Тяжел мой крест. Уединенье,
Преступной совести мученье…

Нет покоя и в светлые минуты: и тогда -


Вспоминается пройденный путь,
Совесть песню свою запевает…

Слово «совесть» почти так же часто повторяет он, как «прости», и в письмах, и в стихах. В эпосе, в поэмах, постоянно возвращается к тому же: падение — позор — покаяние. Влас «в армяке с открытым воротом» или в другой одежде, в поле, в лесу, в городе, — преследует поэта сквозь все годы его жизни. И все увеличивается как будто тяжесть: «Тяжелый крест…», «Тяжелый год…», «Точит меня червь, точит… Очень тошно… Очень худо жить…».

«Всему этому есть причина, — пытается он догадаться, но прибавляет: — а может быть и нет…».

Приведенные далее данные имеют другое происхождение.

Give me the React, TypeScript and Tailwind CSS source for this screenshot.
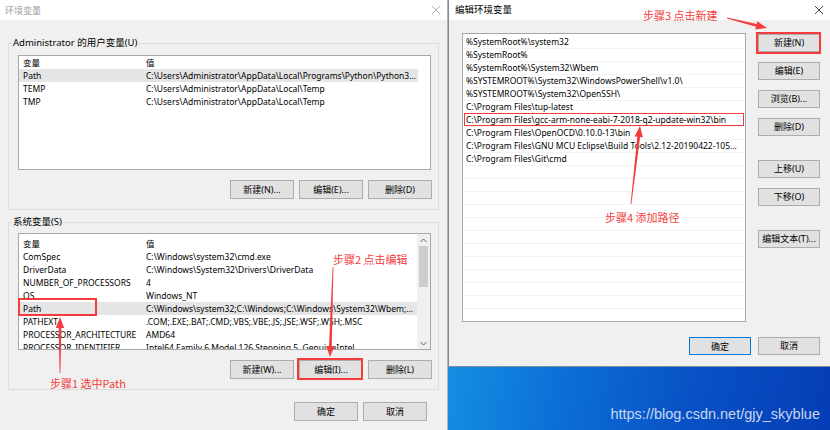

Непонятно, почему новейшие апологеты Некрасова заняты главным образом тем, чтобы его оправдать. Именно — оправдать (вспомним, что он сам себя никогда не оправдывал). Чуковский даже первой своей задачей поставил это «оправданье» Некрасова; и подробно разбирает жизненные его «падения» и общественные «измены».

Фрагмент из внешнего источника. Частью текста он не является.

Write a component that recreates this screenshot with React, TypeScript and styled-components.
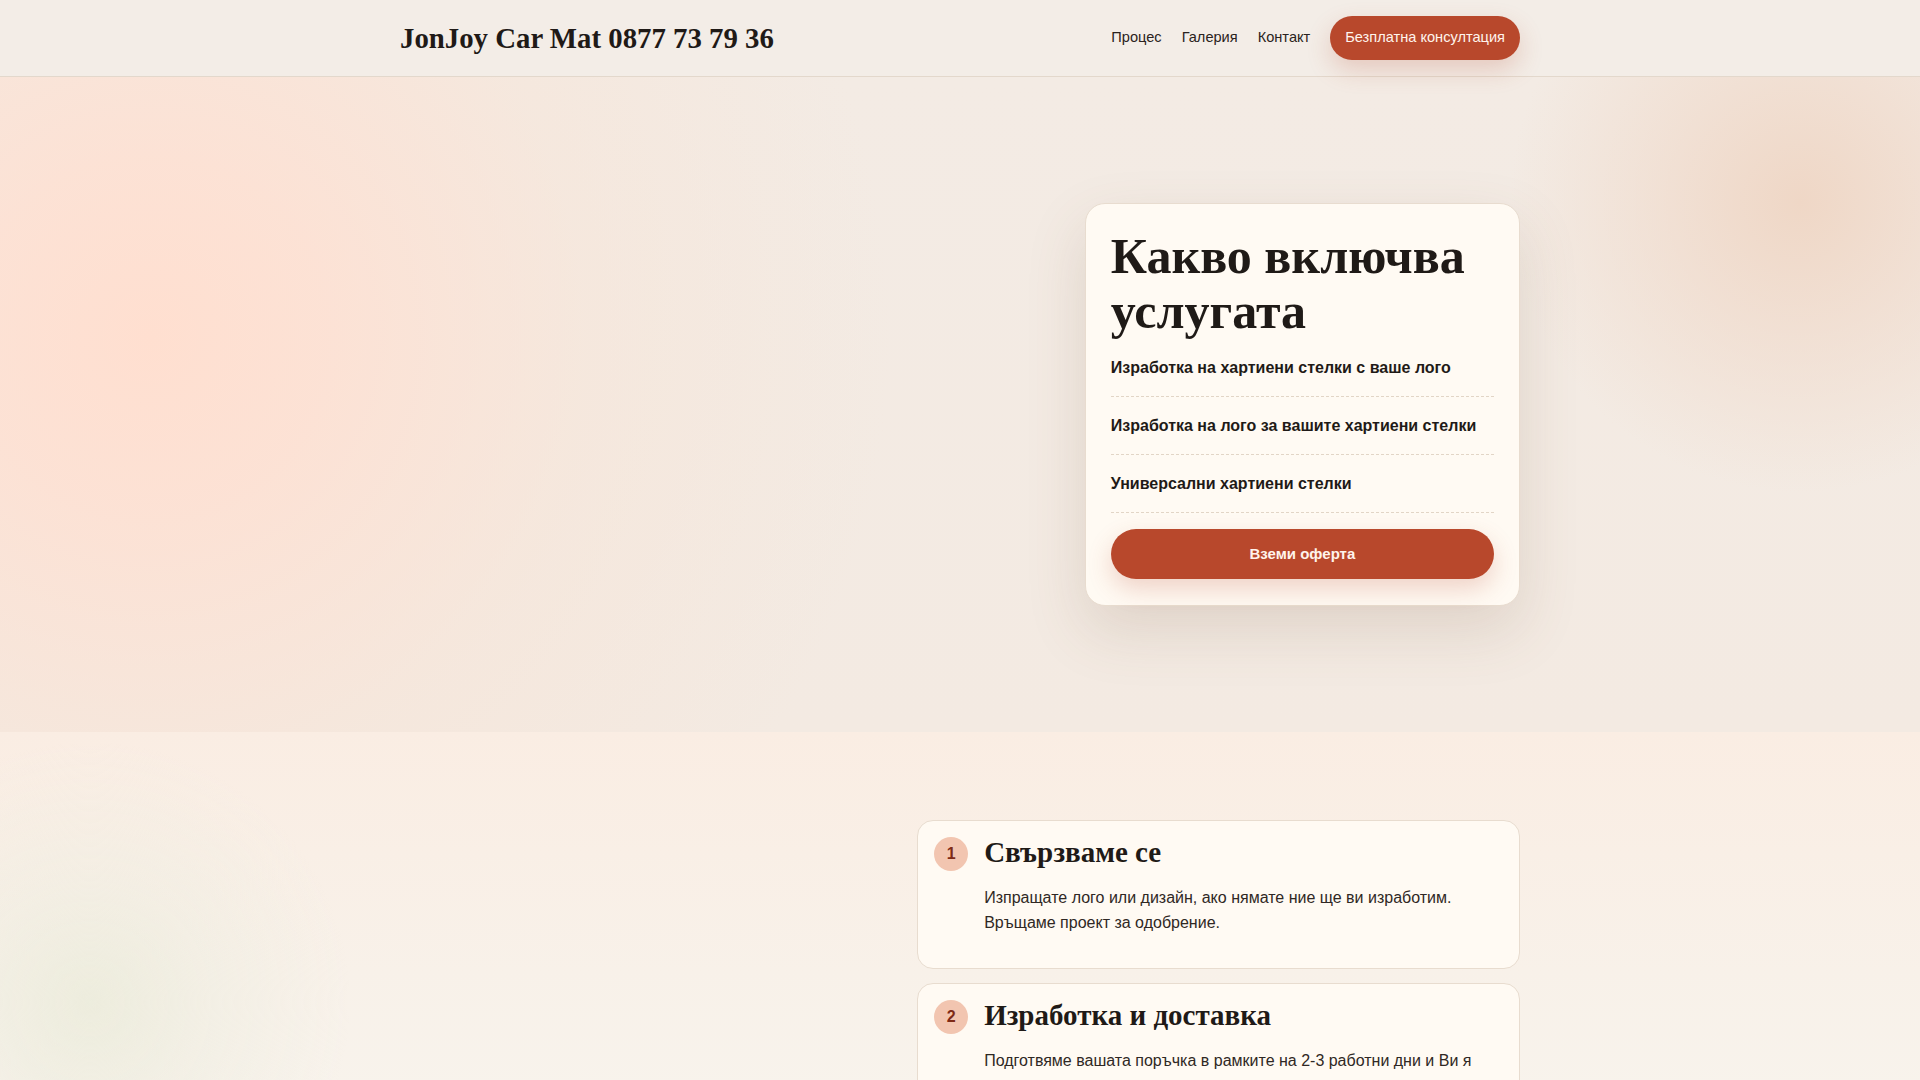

Перед кем, собственно, оправдывают Некрасова? Перед людьми сороковых годов? Перед Тургеневым, перед иконой Герцена? Или перед шестидесятниками, Писаревыми и Базаровыми? Или думают, что Некрасов нуждается в оправдании перед новой литературой начала века?

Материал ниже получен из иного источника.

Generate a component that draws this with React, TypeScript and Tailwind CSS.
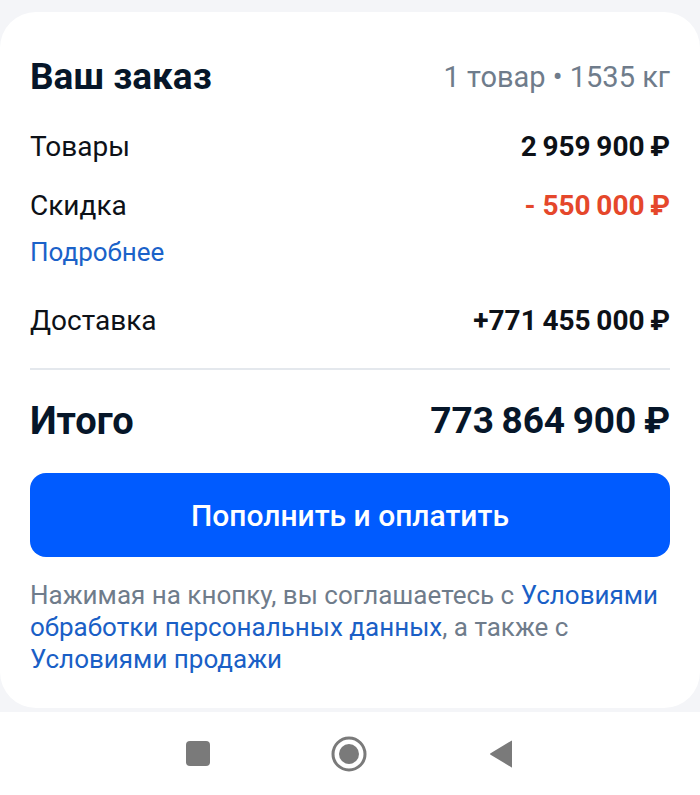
import React from "react";

const font = { fontFamily: "Roboto, 'Noto Sans', sans-serif" };

interface Row {
  label: string;
  value: string;
  valueClass: string;
}

function SummaryRow({ label, value, valueClass }: Row) {
  return (
    <div className="flex items-center justify-between h-[36px]">
      <span className="text-[28px] leading-[36px] text-[#0d1117]">{label}</span>
      <span className={`text-[28px] leading-[36px] font-bold ${valueClass}`}>{value}</span>
    </div>
  );
}

export default function App() {
  return (
    <div className="w-[700px] h-[795px] bg-[#f4f5f8] flex flex-col overflow-hidden" style={font}>
      {/* Order card */}
      <div className="mt-3 bg-white rounded-[36px] px-[30px] pt-[45px] h-[696px]">
        <div className="flex items-center justify-between h-[40px]">
          <h1 className="text-[37px] leading-[40px] font-bold text-[#061629]">Ваш заказ</h1>
          <span className="text-[29px] leading-[36px] text-[#6f7c8b]">1 товар • 1535 кг</span>
        </div>

        <div className="mt-[32px] flex flex-col gap-[23px]">
          <SummaryRow label="Товары" value={"2\u2009959\u2009900\u2009₽"} valueClass="text-[#0d1117]" />
          <SummaryRow label="Скидка" value={"-\u00a0550\u2009000\u2009₽"} valueClass="text-[#e5472b]" />
        </div>
        <div className="mt-[12px] text-[26px] leading-[32px] text-[#1a62c9]">Подробнее</div>

        <div className="mt-[35px]">
          <SummaryRow label="Доставка" value={"+771\u2009455\u2009000\u2009₽"} valueClass="text-[#0d1117]" />
        </div>

        <div className="mt-[29px] h-[2px] bg-[#e4e8ed]" />

        <div className="mt-[29px] flex items-center justify-between h-[44px]">
          <span className="text-[38px] leading-[44px] font-bold text-[#061629]">Итого</span>
          <span className="text-[37px] leading-[44px] font-bold text-[#061629]">{"773\u2009864\u2009900\u2009₽"}</span>
        </div>

        <button className="mt-[30px] w-full h-[84px] rounded-[16px] bg-[#005bff] text-white text-[30px] font-medium">
          Пополнить и оплатить
        </button>

        <p className="mt-[22px] text-[26px] leading-[32px] text-[#6f7c8b]">
          Нажимая на кнопку, вы соглашаетесь с <span className="text-[#1a5fc6]">Условиями</span>{" "}
          <span className="text-[#1a5fc6]">обработки персональных данных</span>, а также с{" "}
          <span className="text-[#1a5fc6]">Условиями продажи</span>
        </p>
      </div>

      {/* Android nav bar */}
      <div className="mt-[4px] flex-1 bg-white flex items-center justify-center gap-[120px]">
        <div className="w-[24px] h-[25px] rounded-[4px] bg-[#7a7a7a]" />
        <svg width="38" height="38" viewBox="0 0 38 38">
          <circle cx="19" cy="19" r="16" fill="none" stroke="#7a7a7a" strokeWidth="3" />
          <circle cx="19" cy="19" r="10" fill="#7a7a7a" />
        </svg>
        <svg width="26" height="30" viewBox="0 0 26 30">
          <path d="M24 2 L24 28 Q24 29 23 28 L3 16 Q1 15 3 14 L23 2 Q24 1 24 2 Z" fill="#7a7a7a" />
        </svg>
      </div>
    </div>
  );
}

Сороковые годы далеко, не услышат. Шестидесятники влились в общественность последующих десятилетий, которая просто забыла Некрасова и с поэзией его, и с «грехами». А что касается новой литературы (предвоенной), то Чуковский произвел среди ее представителей анкету, которую и приложил к своей оправдательной статье. Анкета — опять времен той же, первой советской эры. Там и Гумилев (только что расстрелянный); к нему, к Ахматовой, Блоку, Сологубу, Вяч. Иванову и другим Чуковский предупредительно прибавил Маяковского, Горького и каких-то, вероятно, знаменитых в то время, поэтов октября, но сейчас никому неведомых. Оставим этих последних в стороне. А что ответила Чуковскому настоящая новая литература? Ответ, в общем, единогласный: все «любят», или в детстве любили некоторые пьесы Некрасова; никто не признает его влияния на собственное творчество; а жизнь его, поступки, «грехи» или «измены», — для всех «безразличны». Не интересуют.